Frequently Asked Questions
Can an indie developer rank above Notion or Apple Notes for any note-taking keyword? Yes, but not on generic terms. Notion and Apple Notes own "notes app" and "note taking" permanently. Indie developers can rank above both on specific long-tail terms like "ADHD note taking app," "encrypted offline notes," or "handwriting notes app" because those players have not bothered to optimize for niche queries.
How long does it take to see ranking changes after updating my keyword field? Apple typically re-indexes your metadata within 48–72 hours after an approved update. Meaningful rank movement on competitive keywords usually takes two to four weeks because the algorithm factors in download velocity and engagement, not just metadata. Run your ASO audit after each update cycle to track which keywords are moving.

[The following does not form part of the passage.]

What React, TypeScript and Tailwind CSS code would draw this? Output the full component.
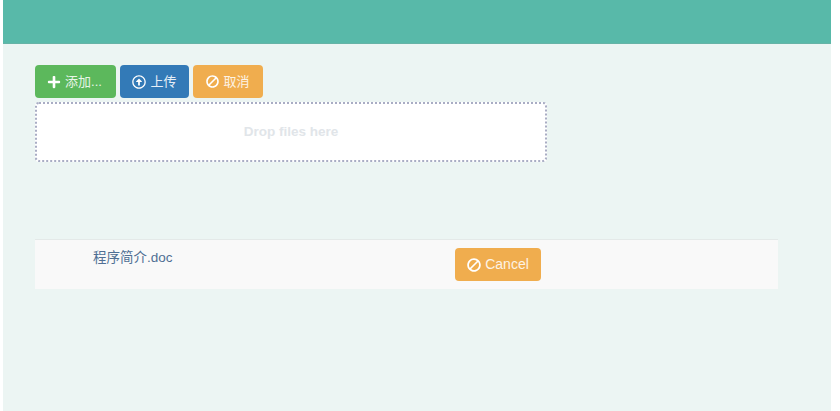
import React from 'react'
import { FaBan, FaPlus, FaRegArrowAltCircleUp } from 'react-icons/fa'

const FONT = 'font-["Liberation_Sans","Noto_Sans_CJK_SC",sans-serif]'

export default function App() {
  return (
    <div className={`h-[411px] w-[840px] bg-white pl-[3px] pr-[9px] ${FONT}`}>
      <div className="h-full bg-[#ecf5f3]">
        {/* Header band */}
        <div className="h-[44px] border-b border-[#66b3a6] bg-[#58b9a9]" />

        <div className="pl-[32px] pr-[53px] pt-[21px]">
          {/* Toolbar */}
          <div className="flex gap-[4px]">
            <button className="flex h-[33px] w-[81px] items-center justify-center gap-[4px] rounded-[4px] bg-[#5cb85c] pr-[2px] text-[13px] text-[#e8f5e8]">
              <FaPlus size={14} className="text-white" />
              添加...
            </button>
            <button className="flex h-[33px] w-[69px] items-center justify-center gap-[4px] rounded-[4px] bg-[#337ab7] text-[13px] text-[#e6eff7]">
              <FaRegArrowAltCircleUp size={14} className="text-white" />
              上传
            </button>
            <button className="flex h-[33px] w-[70px] items-center justify-center gap-[4px] rounded-[4px] bg-[#f0ad4e] text-[13px] text-[#fdf3e5]">
              <FaBan size={13} className="-scale-x-100 text-white" />
              取消
            </button>
          </div>

          {/* Drop zone */}
          <div className="mt-[4px] flex h-[60px] w-[512px] items-center justify-center rounded-[4px] border-2 border-dotted border-[#a9adc4] bg-white text-[13.5px] font-bold text-[#e1e5e9]">
            Drop files here
          </div>

          {/* File row */}
          <div className="mt-[77px] flex h-[50px] border-t border-[#e4e9e8] bg-[#f9f9f9]">
            <div className="w-[420px] pl-[58px] pt-[8px] text-[13.5px] text-[#4f6f94]">程序简介.doc</div>
            <div className="pt-[8px]">
              <button className="flex h-[33px] w-[86px] items-center justify-center gap-[4px] rounded-[4px] bg-[#f0ad4e] text-[14px] text-[#fdf3e5]">
                <FaBan size={14} className="-scale-x-100 text-white" />
                Cancel
              </button>
            </div>
          </div>
        </div>
      </div>
    </div>
  )
}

Should I include "Notion alternative" or competitor brand names in my keywords? Apple's keyword field policy prohibits using competitor brand names, and Apple actively rejects updates that include trademarked competitor names in metadata. On Google Play, using competitor names in your description is technically allowed but often triggers lower quality scores. Focus on describing the problem your app solves rather than naming competitors.
What rating threshold should I target before running paid acquisition? Do not spend money on user acquisition until you have at least 4.6 stars from a minimum of 50 reviews. Below that threshold, your conversion rate will be poor enough that paid traffic produces negative ROI. Use the listing analyzer to identify listing weaknesses before spending on ads.
Is there still room for a new paid-only notes app, or has freemium won? Paid-only still works in specific niches. Encrypted and privacy-focused notes apps convert well as one-time purchases because the privacy-conscious user is specifically avoiding subscription models and ongoing data relationships with developers. Outside of that niche, freemium with a sync paywall is the dominant model for a reason — it lowers the barrier to first install and lets the app earn the purchase through demonstrated value.